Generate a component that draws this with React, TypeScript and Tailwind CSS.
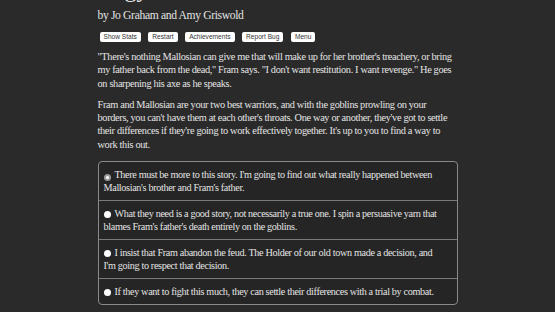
const buttons = ["Show Stats", "Restart", "Achievements", "Report Bug", "Menu"]

const paragraphs = [
  [
    "\"There's nothing Mallosian can give me that will make up for her brother's treachery, or bring",
    "my father back from the dead,\" Fram says. \"I don't want restitution. I want revenge.\" He goes",
    "on sharpening his axe as he speaks.",
  ],
  [
    "Fram and Mallosian are your two best warriors, and with the goblins prowling on your",
    "borders, you can't have them at each other's throats. One way or another, they've got to settle",
    "their differences if they're going to work effectively together. It's up to you to find a way to",
    "work this out.",
  ],
]

const options = [
  {
    lines: [
      "There must be more to this story. I'm going to find out what really happened between",
      "Mallosian's brother and Fram's father.",
    ],
    checked: true,
  },
  {
    lines: [
      "What they need is a good story, not necessarily a true one. I spin a persuasive yarn that",
      "blames Fram's father's death entirely on the goblins.",
    ],
    checked: false,
  },
  {
    lines: [
      "I insist that Fram abandon the feud. The Holder of our old town made a decision, and",
      "I'm going to respect that decision.",
    ],
    checked: false,
  },
  {
    lines: ["If they want to fight this much, they can settle their differences with a trial by combat."],
    checked: false,
  },
]

export default function App() {
  return (
    <div className="h-[312px] w-[555px] overflow-hidden bg-[#2a2a2a] text-[#e4e4e4] [font-family:'Liberation_Serif',serif]">
      <div className="mx-auto w-[360px]">
        <h1 className="-mt-[25px] h-[28px] pl-[27px] text-[24px] leading-[28px] text-[#e8e8e8]">gy</h1>
        <div className="mt-[5px] text-[11.6px] leading-[16px] tracking-[-0.35px]">by Jo Graham and Amy Griswold</div>

        <div className="mt-[8px] flex gap-[7.5px] pl-[2px] [font-family:'Liberation_Sans',sans-serif]">
          {buttons.map((b) => (
            <span
              key={b}
              className="rounded-[2px] bg-white px-[4px] text-[6.6px] leading-[10px] text-[#333]"
            >
              {b}
            </span>
          ))}
        </div>

        <div className="mt-[8px] text-[10.35px] leading-[13.3px] tracking-[-0.35px]">
          {paragraphs.map((p, i) => (
            <p key={i} className={i > 0 ? "mt-[8px]" : ""}>
              {p.map((line) => (
                <span key={line} className="block whitespace-nowrap">
                  {line}
                </span>
              ))}
            </p>
          ))}
        </div>

        <div className="mt-[10px] overflow-hidden rounded-[4px] border border-[#8a8a8a] bg-[#252525] text-[10.2px] leading-[13px] tracking-[-0.35px]">
          {options.map((o, i) => (
            <div key={i} className={`px-[5px] py-[6px] ${i > 0 ? "border-t border-[#7a7a7a]" : ""}`}>
              {o.lines.map((line, j) => (
                <span key={j} className="block whitespace-nowrap">
                  {j === 0 &&
                    (o.checked ? (
                      <span className="mr-[4px] inline-flex h-[7px] w-[7px] items-center justify-center rounded-full bg-[#9a9a9a] align-[-0.5px]">
                        <span className="h-[3px] w-[3px] rounded-full bg-white" />
                      </span>
                    ) : (
                      <span className="mr-[4px] inline-block h-[7px] w-[7px] rounded-full bg-white align-[-0.5px]" />
                    ))}
                  {line}
                </span>
              ))}
            </div>
          ))}
        </div>
      </div>
    </div>
  )
}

**WHAT IS ASKED**
Retype each line of the listing above word for word. Exclude the pictures.

**SOLUTION TO THIS TASK**
Generate a component that draws this with React, TypeScript and Tailwind CSS.
const buttons = ["Show Stats", "Restart", "Achievements", "Report Bug", "Menu"]

const paragraphs = [
  [
    "\"There's nothing Mallosian can give me that will make up for her brother's treachery, or bring",
    "my father back from the dead,\" Fram says. \"I don't want restitution. I want revenge.\" He goes",
    "on sharpening his axe as he speaks.",
  ],
  [
    "Fram and Mallosian are your two best warriors, and with the goblins prowling on your",
    "borders, you can't have them at each other's throats. One way or another, they've got to settle",
    "their differences if they're going to work effectively together. It's up to you to find a way to",
    "work this out.",
  ],
]

const options = [
  {
    lines: [
      "There must be more to this story. I'm going to find out what really happened between",
      "Mallosian's brother and Fram's father.",
    ],
    checked: true,
  },
  {
    lines: [
      "What they need is a good story, not necessarily a true one. I spin a persuasive yarn that",
      "blames Fram's father's death entirely on the goblins.",
    ],
    checked: false,
  },
  {
    lines: [
      "I insist that Fram abandon the feud. The Holder of our old town made a decision, and",
      "I'm going to respect that decision.",
    ],
    checked: false,
  },
  {
    lines: ["If they want to fight this much, they can settle their differences with a trial by combat."],
    checked: false,
  },
]

export default function App() {
  return (
    <div className="h-[312px] w-[555px] overflow-hidden bg-[#2a2a2a] text-[#e4e4e4] [font-family:'Liberation_Serif',serif]">
      <div className="mx-auto w-[360px]">
        <h1 className="-mt-[25px] h-[28px] pl-[27px] text-[24px] leading-[28px] text-[#e8e8e8]">gy</h1>
        <div className="mt-[5px] text-[11.6px] leading-[16px] tracking-[-0.35px]">by Jo Graham and Amy Griswold</div>

        <div className="mt-[8px] flex gap-[7.5px] pl-[2px] [font-family:'Liberation_Sans',sans-serif]">
          {buttons.map((b) => (
            <span
              key={b}
              className="rounded-[2px] bg-white px-[4px] text-[6.6px] leading-[10px] text-[#333]"
            >
              {b}
            </span>
          ))}
        </div>

        <div className="mt-[8px] text-[10.35px] leading-[13.3px] tracking-[-0.35px]">
          {paragraphs.map((p, i) => (
            <p key={i} className={i > 0 ? "mt-[8px]" : ""}>
              {p.map((line) => (
                <span key={line} className="block whitespace-nowrap">
                  {line}
                </span>
              ))}
            </p>
          ))}
        </div>

        <div className="mt-[10px] overflow-hidden rounded-[4px] border border-[#8a8a8a] bg-[#252525] text-[10.2px] leading-[13px] tracking-[-0.35px]">
          {options.map((o, i) => (
            <div key={i} className={`px-[5px] py-[6px] ${i > 0 ? "border-t border-[#7a7a7a]" : ""}`}>
              {o.lines.map((line, j) => (
                <span key={j} className="block whitespace-nowrap">
                  {j === 0 &&
                    (o.checked ? (
                      <span className="mr-[4px] inline-flex h-[7px] w-[7px] items-center justify-center rounded-full bg-[#9a9a9a] align-[-0.5px]">
                        <span className="h-[3px] w-[3px] rounded-full bg-white" />
                      </span>
                    ) : (
                      <span className="mr-[4px] inline-block h-[7px] w-[7px] rounded-full bg-white align-[-0.5px]" />
                    ))}
                  {line}
                </span>
              ))}
            </div>
          ))}
        </div>
      </div>
    </div>
  )
}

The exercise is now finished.